Given task - Gather, from the listing beneath this task, every line holding the string "page".
= = = =
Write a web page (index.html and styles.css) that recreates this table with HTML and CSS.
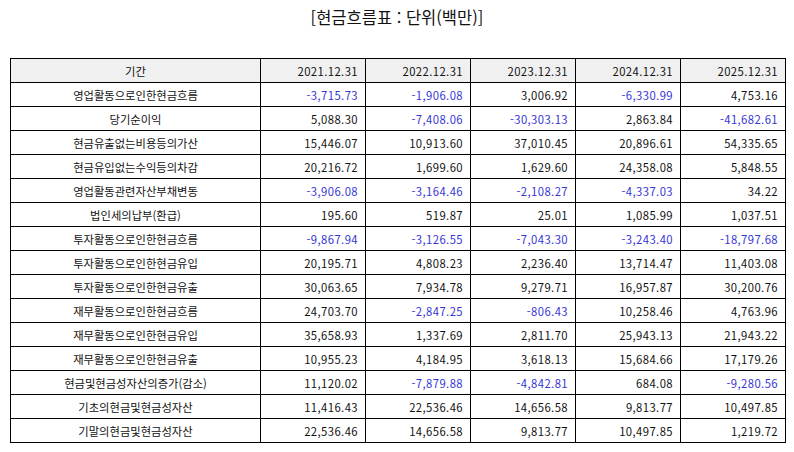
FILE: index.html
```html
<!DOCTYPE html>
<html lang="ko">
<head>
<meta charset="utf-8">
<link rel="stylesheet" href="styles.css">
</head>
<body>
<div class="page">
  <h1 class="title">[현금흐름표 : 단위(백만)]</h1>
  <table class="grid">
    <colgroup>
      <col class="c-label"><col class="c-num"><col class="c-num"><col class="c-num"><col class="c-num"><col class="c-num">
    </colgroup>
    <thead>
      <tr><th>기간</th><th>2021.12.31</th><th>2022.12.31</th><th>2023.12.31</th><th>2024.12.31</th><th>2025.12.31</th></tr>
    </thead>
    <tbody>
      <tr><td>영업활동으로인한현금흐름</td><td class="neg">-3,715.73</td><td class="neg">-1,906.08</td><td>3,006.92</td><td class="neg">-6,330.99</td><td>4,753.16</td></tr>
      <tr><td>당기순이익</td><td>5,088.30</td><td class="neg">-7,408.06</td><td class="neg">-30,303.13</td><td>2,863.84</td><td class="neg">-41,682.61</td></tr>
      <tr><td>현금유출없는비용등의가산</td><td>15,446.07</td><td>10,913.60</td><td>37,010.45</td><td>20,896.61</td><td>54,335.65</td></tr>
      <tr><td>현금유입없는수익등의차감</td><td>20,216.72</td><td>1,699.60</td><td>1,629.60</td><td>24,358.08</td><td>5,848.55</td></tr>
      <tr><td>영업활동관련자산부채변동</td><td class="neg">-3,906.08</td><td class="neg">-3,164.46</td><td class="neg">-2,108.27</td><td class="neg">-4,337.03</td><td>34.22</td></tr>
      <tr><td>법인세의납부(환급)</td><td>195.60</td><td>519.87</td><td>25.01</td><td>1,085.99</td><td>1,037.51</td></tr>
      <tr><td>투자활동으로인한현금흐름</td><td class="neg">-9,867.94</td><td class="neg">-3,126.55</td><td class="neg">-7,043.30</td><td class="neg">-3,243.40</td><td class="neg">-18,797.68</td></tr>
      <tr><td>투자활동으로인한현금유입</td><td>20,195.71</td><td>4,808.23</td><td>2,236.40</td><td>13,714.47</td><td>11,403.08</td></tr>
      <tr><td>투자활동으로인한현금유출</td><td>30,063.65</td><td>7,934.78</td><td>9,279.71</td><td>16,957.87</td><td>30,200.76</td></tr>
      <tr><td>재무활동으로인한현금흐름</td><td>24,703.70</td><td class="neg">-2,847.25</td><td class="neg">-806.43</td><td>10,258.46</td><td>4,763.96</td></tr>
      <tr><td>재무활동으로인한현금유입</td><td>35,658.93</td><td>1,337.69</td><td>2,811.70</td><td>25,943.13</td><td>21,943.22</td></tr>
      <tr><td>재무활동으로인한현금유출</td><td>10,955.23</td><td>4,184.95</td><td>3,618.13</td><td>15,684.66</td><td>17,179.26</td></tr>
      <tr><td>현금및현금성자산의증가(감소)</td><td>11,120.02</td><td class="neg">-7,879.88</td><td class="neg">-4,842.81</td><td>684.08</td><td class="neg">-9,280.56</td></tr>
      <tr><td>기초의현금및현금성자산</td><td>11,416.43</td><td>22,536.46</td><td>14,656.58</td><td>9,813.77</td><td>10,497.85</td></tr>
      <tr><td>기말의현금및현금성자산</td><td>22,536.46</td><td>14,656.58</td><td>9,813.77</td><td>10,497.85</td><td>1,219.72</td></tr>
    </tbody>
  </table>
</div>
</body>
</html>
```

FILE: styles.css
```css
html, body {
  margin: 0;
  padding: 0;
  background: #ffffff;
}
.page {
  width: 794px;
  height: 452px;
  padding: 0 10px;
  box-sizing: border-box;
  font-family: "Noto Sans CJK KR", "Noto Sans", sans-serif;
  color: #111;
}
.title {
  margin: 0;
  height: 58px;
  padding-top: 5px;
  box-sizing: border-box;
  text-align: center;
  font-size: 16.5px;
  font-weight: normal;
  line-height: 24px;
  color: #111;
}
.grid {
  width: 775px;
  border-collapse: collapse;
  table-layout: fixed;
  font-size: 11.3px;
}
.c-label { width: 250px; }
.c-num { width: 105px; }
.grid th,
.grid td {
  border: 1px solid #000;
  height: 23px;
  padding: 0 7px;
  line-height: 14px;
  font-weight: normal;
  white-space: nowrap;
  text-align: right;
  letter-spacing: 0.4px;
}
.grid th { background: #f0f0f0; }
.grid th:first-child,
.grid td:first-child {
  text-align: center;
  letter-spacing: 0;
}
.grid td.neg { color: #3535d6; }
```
= = = =
Solution to this task -
Write a web page (index.html and styles.css) that recreates this table with HTML and CSS.
<div class="page">
.page {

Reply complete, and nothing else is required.